To size a hydraulic cooler, you need to determine the amount of heat that needs to be dissipated. This is typically calculated based on the power losses in the system, which can be estimated by considering the inefficiencies of the hydraulic components (pumps, motors, valves, etc.). The formula for heat dissipation is Heat Load (BTU/hr) = Power Loss (HP) x 2545. The cooler should be selected to handle this heat load, taking into account the ambient temperature and the desired fluid operating temperature.

## 4. What are the key components of a hydraulic system?

The key components of a hydraulic system include the hydraulic pump, actuators (cylinders and motors), valves (directional, pressure, and flow control), reservoir, filters, and hydraulic fluid.
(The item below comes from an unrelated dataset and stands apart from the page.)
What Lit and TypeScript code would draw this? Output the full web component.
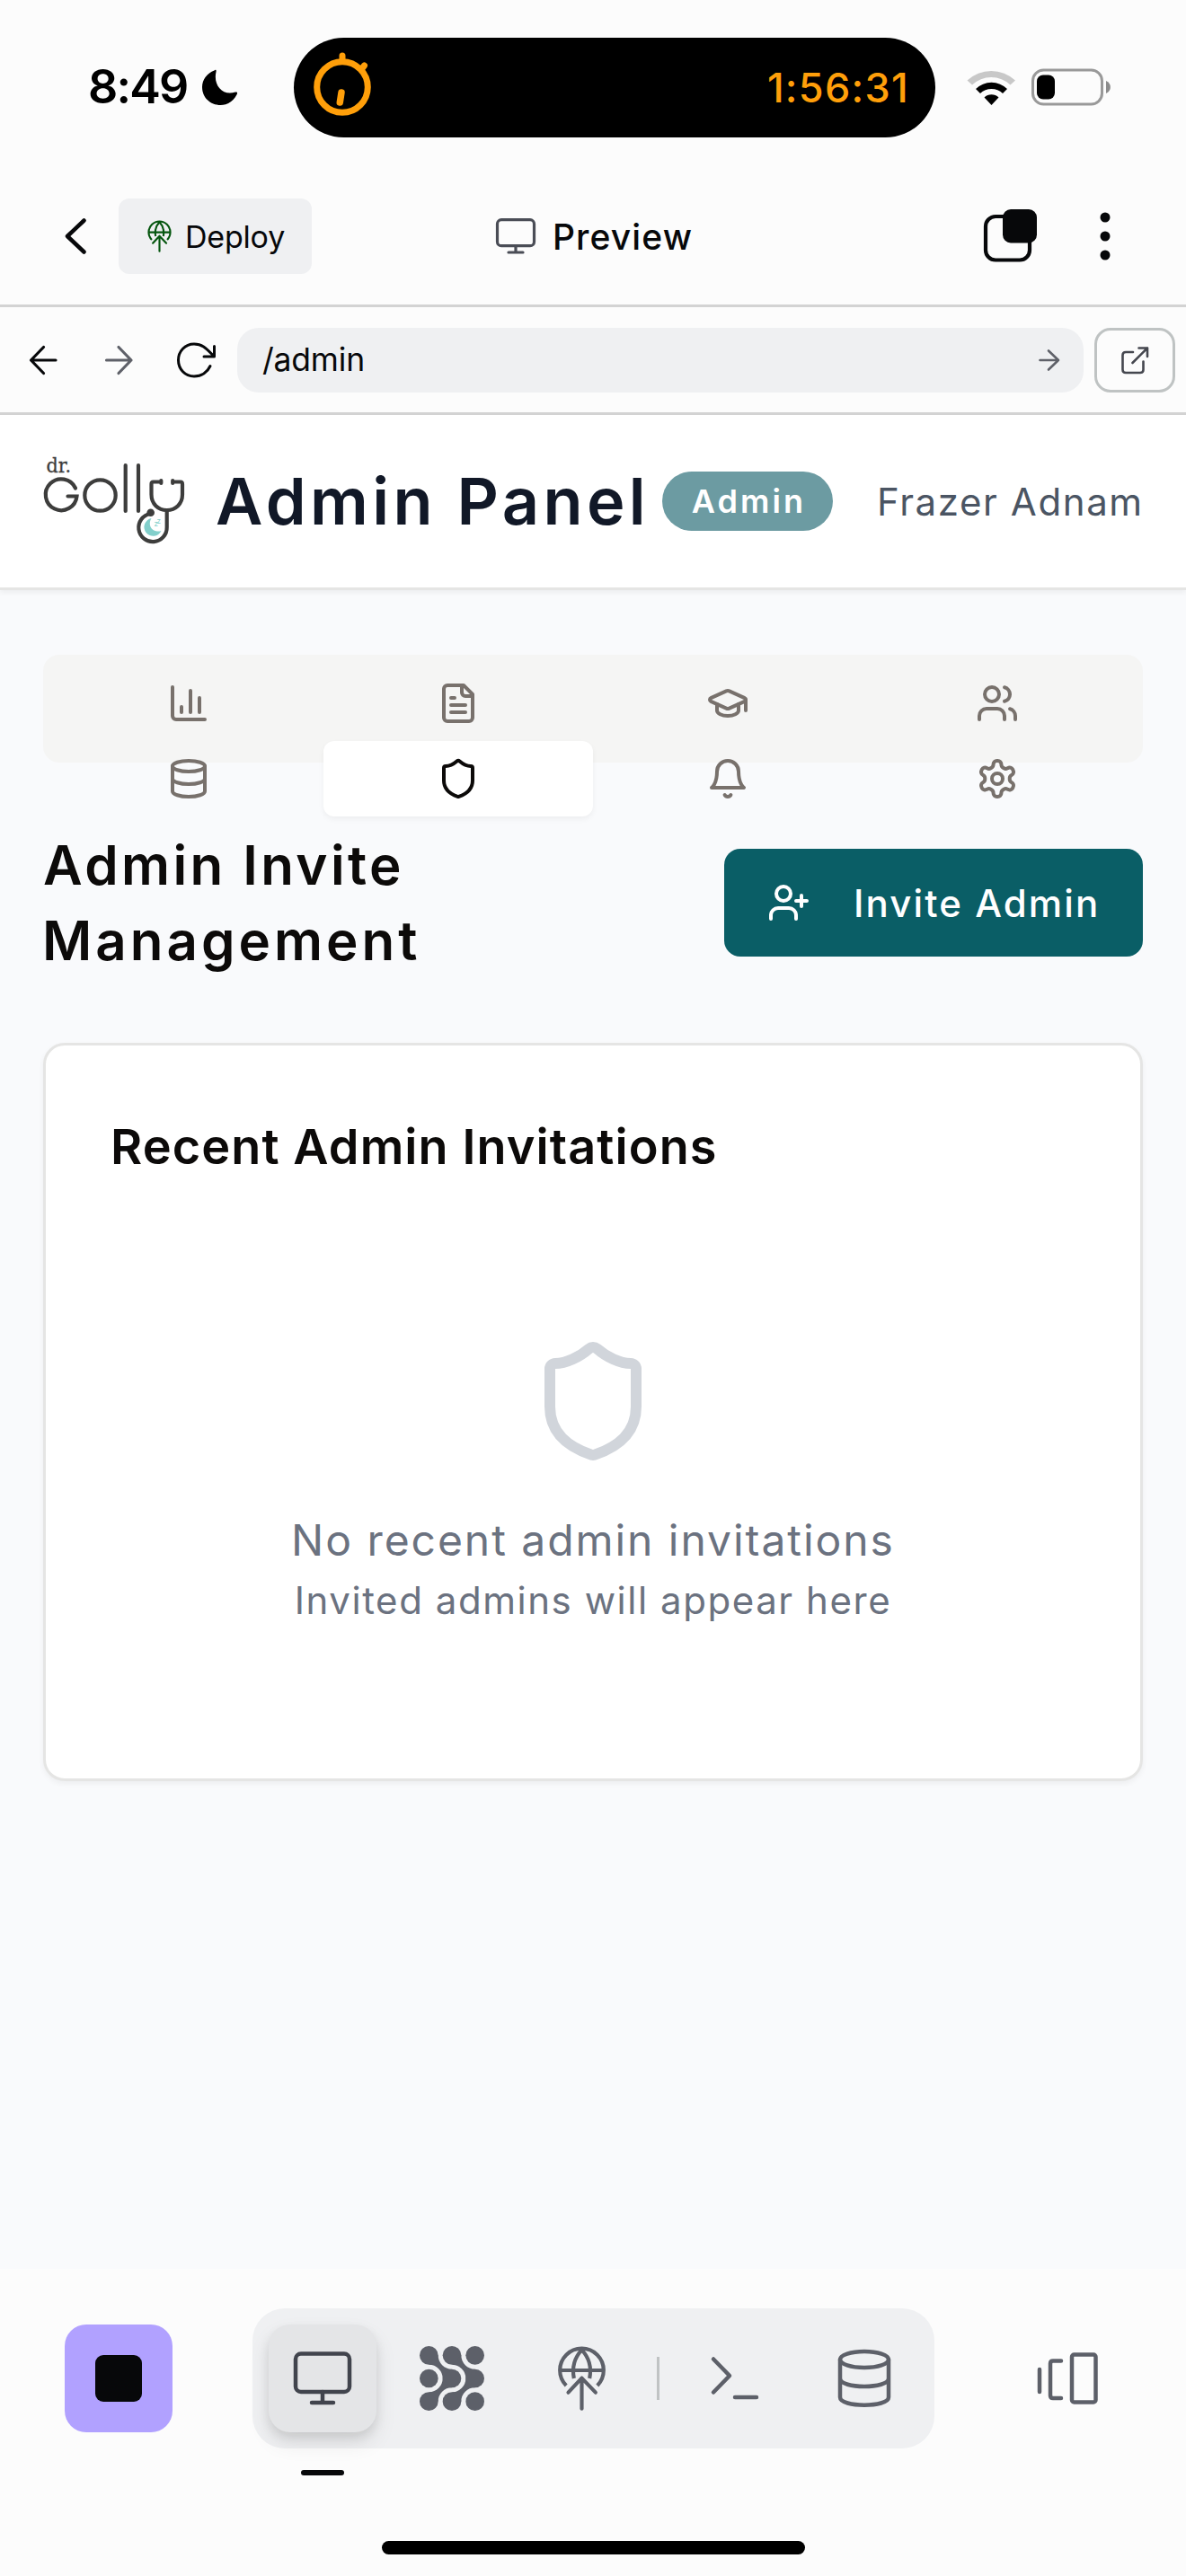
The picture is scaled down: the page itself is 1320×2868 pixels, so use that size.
import { LitElement, html, css, svg, TemplateResult, SVGTemplateResult } from "lit";
import { customElement, state } from "lit/decorators.js";
import { classMap } from "lit/directives/class-map.js";

/* 24-unit stroked icons used inside the admin panel */
const lineIcons: Record<string, SVGTemplateResult> = {
  chart: svg`<path d="M3 3v16a2 2 0 0 0 2 2h16M18 17V9M13 17V5M8 17v-3"/>`,
  file: svg`<path d="M15 2H6a2 2 0 0 0-2 2v16a2 2 0 0 0 2 2h12a2 2 0 0 0 2-2V7Z"/><path d="M14 2v4a2 2 0 0 0 2 2h4M10 9H8M16 13H8M16 17H8"/>`,
  course: svg`<path d="M21.42 10.922a1 1 0 0 0-.019-1.838L12.83 5.18a2 2 0 0 0-1.66 0L2.6 9.08a1 1 0 0 0 0 1.832l8.57 3.908a2 2 0 0 0 1.66 0z"/><path d="M22 10v6M6 12.5V16a6 3 0 0 0 12 0v-3.5"/>`,
  users: svg`<path d="M16 21v-2a4 4 0 0 0-4-4H6a4 4 0 0 0-4 4v2"/><circle cx="9" cy="7" r="4"/><path d="M22 21v-2a4 4 0 0 0-3-3.87M16 3.13a4 4 0 0 1 0 7.75"/>`,
  database: svg`<ellipse cx="12" cy="5" rx="9" ry="3"/><path d="M3 5V19A9 3 0 0 0 21 19V5M3 12A9 3 0 0 0 21 12"/>`,
  shield: svg`<path d="M20 13c0 5-3.5 7.5-7.66 8.95a1 1 0 0 1-.67-.01C7.5 20.5 4 18 4 13V6a1 1 0 0 1 1-1c2 0 4.5-1.2 6.24-2.72a1.17 1.17 0 0 1 1.52 0C14.51 3.81 17 5 19 5a1 1 0 0 1 1 1z"/>`,
  bell: svg`<path d="M6 8a6 6 0 0 1 12 0c0 7 3 9 3 9H3s3-2 3-9M10.3 21a1.94 1.94 0 0 0 3.4 0"/>`,
  settings: svg`<path d="M12.22 2h-.44a2 2 0 0 0-2 2v.18a2 2 0 0 1-1 1.73l-.43.25a2 2 0 0 1-2 0l-.15-.08a2 2 0 0 0-2.73.73l-.22.38a2 2 0 0 0 .73 2.73l.15.1a2 2 0 0 1 1 1.72v.51a2 2 0 0 1-1 1.74l-.15.09a2 2 0 0 0-.73 2.73l.22.38a2 2 0 0 0 2.73.73l.15-.08a2 2 0 0 1 2 0l.43.25a2 2 0 0 1 1 1.73V20a2 2 0 0 0 2 2h.44a2 2 0 0 0 2-2v-.18a2 2 0 0 1 1-1.73l.43-.25a2 2 0 0 1 2 0l.15.08a2 2 0 0 0 2.73-.73l.22-.39a2 2 0 0 0-.73-2.73l-.15-.08a2 2 0 0 1-1-1.74v-.5a2 2 0 0 1 1-1.74l.15-.09a2 2 0 0 0 .73-2.73l-.22-.38a2 2 0 0 0-2.73-.73l-.15.08a2 2 0 0 1-2 0l-.43-.25a2 2 0 0 1-1-1.73V4a2 2 0 0 0-2-2z"/><circle cx="12" cy="12" r="3"/>`,
  invite: svg`<path d="M16 21v-2a4 4 0 0 0-4-4H6a4 4 0 0 0-4 4v2"/><circle cx="9" cy="7" r="4"/><path d="M19 8v6M22 11h-6"/>`,
};

const lineIcon = (name: string, size = 48): TemplateResult => html`
  <svg width=${size} height=${size} viewBox="0 0 24 24" fill="none" stroke="currentColor" stroke-width="2"
    stroke-linecap="round" stroke-linejoin="round">${lineIcons[name]}</svg>`;

/* Globe with an upward arrow, shared by the Deploy button and the dock */
const globe = (width: number, height: number, stroke: number): TemplateResult => html`
  <svg width=${width} height=${height} viewBox="509 51 164 216">
    <g fill="none" stroke="currentColor" stroke-width=${stroke} stroke-linecap="round" stroke-linejoin="round">
      <path stroke-linecap="butt" d="M539 183A73 73 0 1 1 643 183M518 132H664M565 159C557 118 570 86 591 64C612 86 625 118 617 159"/>
      <path d="M591 158V260M546 206L591 158L637 206"/>
    </g>
  </svg>`;

const tabs = ["chart", "file", "course", "users", "database", "shield", "bell", "settings"];

@customElement("status-bar")
export class StatusBar extends LitElement {
  static styles = css`
    :host { display: flex; align-items: center; height: 194px; white-space: nowrap; }
    svg { display: block; flex: none; }
    .time { width: 125px; margin-left: 98px; font-size: 52px; font-weight: 600; letter-spacing: -1.8px; line-height: 1; color: #000; }
    .island { display: flex; align-items: center; justify-content: space-between; width: 714px; height: 111px; margin: 0 34px 0 61px;
      flex: none; padding: 0 29px 0 19px; box-sizing: border-box; border-radius: 56px; background: #000; color: #ff9f0a; }
    .timer { font-size: 45px; font-weight: 500; letter-spacing: 1.3px; line-height: 1; }
    .battery { margin-left: 16px; }
  `;
  render() {
    return html`
      <span class="time">8:49</span>
      <svg width="43" height="44" viewBox="223 76 43 44"><path d="M238.500 79.500C240 77.800 241 79 240.500 81C237 96 248 108.500 262 103.500C264 103 264.500 104.300 263.700 106C260 113.500 253.500 118 245.500 118C234 118 225 109.500 225 98C225 89.500 230.500 82.500 238.500 79.500Z"/></svg>
      <div class="island">
        <svg width="74" height="80" viewBox="346 57 74 80" fill="none" stroke="currentColor" stroke-linecap="round">
          <circle cx="381" cy="97" r="28.300" stroke-width="7"/>
          <path stroke-width="7" d="M381 62V68M405.500 73L402 77.500"/>
          <path stroke-width="7.500" d="M380 103L378.300 114"/>
        </svg>
        <span class="timer">1:56:31</span>
      </div>
      <svg width="56" height="42" viewBox="1074 75 56 42">
        <path fill="#c8c8c8" d="M1075.500 88.500A39 39 0 0 1 1129 88.500L1123.500 93.500A31 31 0 0 0 1081 93.500Z"/>
        <path d="M1085 98A25 25 0 0 1 1120 98L1115 103A18 18 0 0 0 1090 103Z"/>
        <path d="M1102.500 116L1094.500 107.500A11.500 11.500 0 0 1 1110.500 107.500Z"/>
      </svg>
      <svg class="battery" width="90" height="42" viewBox="1147 75.500 90 42">
        <rect x="1149.500" y="77.500" width="77" height="38" rx="12" fill="none" stroke="#999" stroke-width="3"/>
        <rect x="1154" y="83" width="20" height="27" rx="7"/>
        <path fill="#8c8c8c" d="M1231 89.500C1237.500 92 1237.500 101 1231 103.500Z"/>
      </svg>`;
  }
}

@customElement("app-bar")
export class AppBar extends LitElement {
  static styles = css`
    :host { display: flex; align-items: center; height: 148px; padding-bottom: 7px; box-sizing: border-box; color: #07080a;
      border-bottom: 3px solid #d3d3d3; white-space: nowrap; }
    svg { display: block; flex: none; }
    .back { margin-left: 70px; }
    .deploy { display: flex; align-items: center; gap: 15px; width: 215px; height: 84px; margin-left: 34px; padding-left: 32px;
      box-sizing: border-box; border-radius: 12px; background: #eff0f2; font-size: 34px; letter-spacing: -0.2px; }
    .deploy svg { color: #05560f; }
    .title { display: flex; align-items: center; gap: 18px; width: 543px; margin-left: 204px; font-size: 39px; font-weight: 500; letter-spacing: 1.1px; }
    .title svg { color: #4a4d56; }
    .more { margin-left: 67px; }
  `;
  render() {
    return html`
      <svg class="back" width="28" height="44" viewBox="70 241 28 44" fill="none" stroke="currentColor" stroke-width="4.500" stroke-linecap="round" stroke-linejoin="round"><path d="M93.500 245.500L75 263L93.500 280.500"/></svg>
      <div class="deploy">${globe(27, 36, 13)}<span>Deploy</span></div>
      <div class="title">
        <svg width="46" height="42" viewBox="551 242 46 42" fill="none" stroke="currentColor" stroke-width="3.200" stroke-linecap="round">
          <rect x="553.500" y="244.700" width="41" height="29" rx="4.500"/><path d="M574 274V281M566 281H582"/>
        </svg>
        <span>Preview</span>
      </div>
      <svg width="62" height="62" viewBox="1094 232 62 62">
        <rect x="1097" y="241" width="49" height="48.500" rx="11" fill="none" stroke="currentColor" stroke-width="4.200"/>
        <rect x="1116" y="233" width="38" height="37.500" rx="9" fill="currentColor"/>
      </svg>
      <svg class="more" width="14" height="56" viewBox="1223 235 14 56" fill="currentColor"><circle cx="1230" cy="242" r="5.500"/><circle cx="1230" cy="263" r="5.500"/><circle cx="1230" cy="284" r="5.500"/></svg>`;
  }
}

@customElement("url-bar")
export class UrlBar extends LitElement {
  static styles = css`
    :host { display: flex; align-items: center; height: 120px; box-sizing: border-box; border-bottom: 3px solid #d3d3d3; color: #07080a; }
    svg { display: block; flex: none; fill: none; stroke: currentColor; stroke-width: 3.2; stroke-linecap: round; stroke-linejoin: round; }
    .back { margin-left: 30px; }
    .forward { margin-left: 49px; color: #5f6169; }
    .reload { margin-left: 44px; stroke-width: 3; }
    .field { display: flex; align-items: center; justify-content: space-between; width: 942px; height: 72px; margin-left: 21px;
      padding: 0 25px 0 28px; box-sizing: border-box; border-radius: 24px; background: #eff0f2; font-size: 35.5px; letter-spacing: -0.2px; }
    .field svg { color: #5f6169; stroke-width: 2.6; }
    .open { display: flex; align-items: center; justify-content: center; width: 90px; height: 72px; margin-left: 12px;
      box-sizing: border-box; border: 3px solid #bfc3c3; border-radius: 18px; color: #45474f; }
    .open svg { stroke-width: 2.6; }
  `;
  render() {
    return html`
      <svg class="back" width="36" height="38" viewBox="30 382 36 38"><path d="M62 401H34.500M48.500 386.500L34.500 401L48.500 415.500"/></svg>
      <svg class="forward" width="36" height="38" viewBox="115 382 36 38"><path d="M118.500 401H146M132 386.500L146 401L132 415.500"/></svg>
      <svg class="reload" width="48" height="44" viewBox="195 379 48 44"><path d="M234 407.500C231 414 224.500 419 216 419C206 419 198.500 411 198.500 401C198.500 391 206 383 216 383C226 383 230 388.500 238 396.500M238.500 385.500V397H227"/></svg>
      <div class="field"><span>/admin</span><svg width="26" height="28" viewBox="1155 387 26 28"><path d="M1157.500 401H1178M1167 390.500L1178 401L1167 411.500"/></svg></div>
      <div class="open"><svg width="34" height="34" viewBox="1246 384 34 34"><path d="M1261 392H1253Q1249.500 392 1249.500 395.500V411.500Q1249.500 415 1253 415H1269Q1272.500 415 1272.500 411.500V402.500M1260.500 404L1277 387.500M1267.500 387.500H1277V397"/></svg></div>`;
  }
}

@customElement("admin-header")
export class AdminHeader extends LitElement {
  static styles = css`
    :host { display: flex; align-items: center; height: 195px; box-sizing: border-box; padding: 0 48px; background: #fff;
      border-bottom: 3px solid #e5e5e4; box-shadow: 0 3px 6px rgba(0, 0, 0, 0.05); white-space: nowrap; position: relative; }
    svg { display: block; flex: none; overflow: visible; }
    .title { width: 498px; flex: none; margin: 0 0 0 31px; font-size: 72px; font-weight: 600; letter-spacing: 4.4px; line-height: 1; color: #111827; }
    .badge { display: flex; flex: none; align-items: center; justify-content: center; width: 190px; height: 66px; margin-left: -1px; padding-left: 3px;
      box-sizing: border-box; border-radius: 33px; background: #6c9ba2; color: #fff; font-size: 36px; font-weight: 600; letter-spacing: 3.1px; }
    .user { margin-left: 49px; font-size: 42px; letter-spacing: 1.6px; color: #4b5563; }
    .dr { font: 22px "DejaVu Serif", "Liberation Serif", serif; fill: #3d3d3c; }
    .zz { font: 8px Inter, sans-serif; fill: #82cfcb; }
  `;
  render() {
    return html`
      <svg width="161" height="102" viewBox="47 508 161 102" fill="none" stroke="#3d3d3c" stroke-width="4.200" stroke-linecap="round">
        <text class="dr" x="50.500" y="526.500" stroke="#3d3d3c" stroke-width="0.300" textLength="27.500" lengthAdjust="spacingAndGlyphs">dr.</text>
        <path d="M83 544.500A17.400 17.400 0 1 0 84.500 553.500H74.500"/>
        <circle cx="110.500" cy="552.500" r="17.200"/>
        <path d="M138.700 519V570M153 519V570"/>
        <path d="M177 537.500H169.500Q167.500 537.500 167.500 540V551.500C167.500 562 175 569 184.700 569C194.500 569 202 562 202 551.500V540Q202 537.500 200 537.500H192.500M178.300 536V539M191.200 536V539"/>
        <path d="M184.700 570V588A15.700 15.700 0 1 1 166 573"/>
        <circle cx="166.700" cy="571.700" r="4.300" fill="#3d3d3c" stroke="none"/>
        <path d="M167.500 578A10 10 0 1 0 178.500 592C171 594.500 162 588 167.500 578Z" fill="#82cfcb" stroke="none"/>
        <text class="zz" x="170.500" y="587" stroke="none">z</text><text class="zz" x="173.500" y="583.500" stroke="none">z</text>
      </svg>
      <h1 class="title">Admin Panel</h1>
      <span class="badge">Admin</span>
      <span class="user">Frazer Adnam</span>`;
  }
}

@customElement("admin-page")
export class AdminPage extends LitElement {
  static styles = css`
    :host { display: block; height: 1869px; box-sizing: border-box; padding: 72px 48px 0; background: #f9fafc; }
    svg { display: block; flex: none; }
    h2, h3, p { margin: 0; }
    .tabs { display: grid; grid-template-columns: repeat(4, 300px); grid-auto-rows: 84px; height: 120px; padding: 12px; box-sizing: border-box;
      border-radius: 18px; background: #f5f5f4; color: #78716c; }
    .tab { display: flex; align-items: center; justify-content: center; border-radius: 12px; }
    .tab.active { background: #fff; color: #0c0a09; box-shadow: 0 3px 6px rgba(0, 0, 0, 0.05); }
    .top { display: flex; align-items: center; justify-content: space-between; margin-top: 72px; }
    .heading { font-size: 60px; font-weight: 600; line-height: 84px; letter-spacing: 3.4px; color: #0c0a09; }
    .heading span { display: block; }
    .heading .second { letter-spacing: 4px; margin-left: -1px; }
    .invite { display: flex; align-items: center; width: 466px; height: 120px; padding-left: 48px; box-sizing: border-box; border-radius: 18px;
      background: #0a5e66; color: #fff; font-size: 42px; font-weight: 500; letter-spacing: 2.1px; white-space: nowrap; }
    .invite span { margin-left: 48px; }
    .card { display: flex; flex-direction: column; height: 822px; margin-top: 72px; padding: 72px; box-sizing: border-box;
      border: 3px solid #e5e5e4; border-radius: 24px; background: #fff; box-shadow: 0 3px 6px rgba(0, 0, 0, 0.05); }
    .card-title { font-size: 54px; font-weight: 600; line-height: 81px; letter-spacing: 1.1px; color: #0c0a09; }
    .empty { display: flex; flex-direction: column; align-items: center; padding-top: 171px; color: #6b7280; }
    .empty svg { color: #d1d5db; margin-bottom: 48px; }
    .lead { font-size: 48px; line-height: 69px; letter-spacing: 1.95px; }
    .hint { font-size: 42px; line-height: 66px; letter-spacing: 1.55px; }
  `;
  @state() private active = "shield";
  render() {
    return html`
      <nav class="tabs">
        ${tabs.map((t) => html`<div class=${classMap({ tab: true, active: t === this.active })} @click=${() => (this.active = t)}>${lineIcon(t)}</div>`)}
      </nav>
      <div class="top">
        <h2 class="heading"><span>Admin Invite</span><span class="second">Management</span></h2>
        <div class="invite">${lineIcon("invite")}<span>Invite Admin</span></div>
      </div>
      <section class="card">
        <h3 class="card-title">Recent Admin Invitations</h3>
        <div class="empty">
          ${lineIcon("shield", 144)}
          <p class="lead">No recent admin invitations</p>
          <p class="hint">Invited admins will appear here</p>
        </div>
      </section>`;
  }
}

@customElement("bottom-dock")
export class BottomDock extends LitElement {
  static styles = css`
    :host { display: flex; flex-direction: column; height: 342px; box-sizing: border-box; padding-top: 44px; }
    svg { display: block; flex: none; fill: none; stroke: currentColor; stroke-width: 4.5; stroke-linecap: round; stroke-linejoin: round; }
    .row { display: flex; align-items: center; color: #5d6069; }
    .stop { display: flex; align-items: center; justify-content: center; width: 120px; height: 120px; margin-left: 72px; border-radius: 24px; background: #b1a1ff; }
    .square { width: 52px; height: 52px; border-radius: 9px; background: #07080a; }
    .dock { display: flex; align-items: center; gap: 24px; margin-left: 89px; padding: 18px; border-radius: 36px; background: #eff0f2; }
    .item { display: flex; align-items: center; justify-content: center; width: 120px; height: 120px; border-radius: 24px; }
    .item.active { background: #e4e5e7; color: #41444d; box-shadow: 0 12px 24px rgba(0, 0, 0, 0.09), 0 6px 12px rgba(0, 0, 0, 0.09); }
    .solid { fill: currentColor; stroke: none; }
    .divider { width: 3px; height: 48px; background: #c0c3c4; }
    .panels { margin-left: 112px; }
    .mark { width: 48px; height: 6px; margin: 24px 0 0 335px; border-radius: 3px; background: #07080a; }
    .home { width: 471px; height: 15px; margin: 73px auto 0; border-radius: 8px; background: #000; }
  `;
  render() {
    const dots = [31, 108, 185];
    return html`
      <div class="row">
        <div class="stop"><div class="square"></div></div>
        <div class="dock">
          <div class="item active"><svg width="66" height="60" viewBox="326 2618 66 60"><rect x="329" y="2620.500" width="60" height="42.500" rx="6"/><path d="M359 2663V2675M347 2675H371"/></svg></div>
          <div class="item"><svg class="solid" width="72" height="72" viewBox="0 0 216 216">
            ${dots.map((x) => dots.map((y) => svg`<circle cx=${x} cy=${y} r="31"/>`))}
            <path d="M62 31A46 46 0 0 0 108 77L77 108A46 46 0 0 0 31 62ZM139 31A46 46 0 0 0 185 77V108H154A46 46 0 0 0 108 62Z"/>
            <path d="M62 185A46 46 0 0 1 108 139L77 108A46 46 0 0 1 31 154ZM139 185A46 46 0 0 1 185 139V108H154A46 46 0 0 1 108 154Z"/>
          </svg></div>
          <div class="item">${globe(55, 72, 12.5)}</div>
          <div class="divider"></div>
          <div class="item"><svg width="56" height="50" viewBox="790 2623 56 50"><path d="M794 2626.500L812 2645L794 2663.500M818 2669H842"/></svg></div>
          <div class="item"><svg width="60" height="66" viewBox="932 2615 60 66"><ellipse cx="962" cy="2627" rx="27" ry="9"/><path d="M935 2627V2669C935 2680.500 989 2680.500 989 2669V2627M935 2648C935 2660 989 2660 989 2648"/></svg></div>
        </div>
        <svg class="panels" width="72" height="62" viewBox="1152 2617 72 62"><path d="M1157 2638V2663M1181 2628.500H1172Q1169 2628.500 1169 2631.500V2667Q1169 2670 1172 2670H1181"/><rect x="1193" y="2621.500" width="26.500" height="53" rx="2.500"/></svg>
      </div>
      <div class="mark"></div>
      <div class="home"></div>`;
  }
}

@customElement("app-root")
export class AppRoot extends LitElement {
  static styles = css`
    :host { display: block; width: 1320px; height: 2868px; overflow: hidden; background: #fcfcfc; font-family: Inter, "Liberation Sans", sans-serif; }
  `;
  render() {
    return html`
      <status-bar></status-bar>
      <app-bar></app-bar>
      <url-bar></url-bar>
      <admin-header></admin-header>
      <admin-page></admin-page>
      <bottom-dock></bottom-dock>`;
  }
}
Each component plays a critical role in ensuring the system operates efficiently and effectively.

## 5. How do you ensure the reliability and efficiency of a hydraulic system?

To ensure the reliability and efficiency of a hydraulic system, regular maintenance is essential. This includes checking and replacing filters, monitoring fluid levels and quality, inspecting hoses and connections for leaks, and ensuring that all components are functioning correctly. Additionally, proper system design, including correct sizing of components and adequate cooling, is crucial to prevent overheating and excessive wear.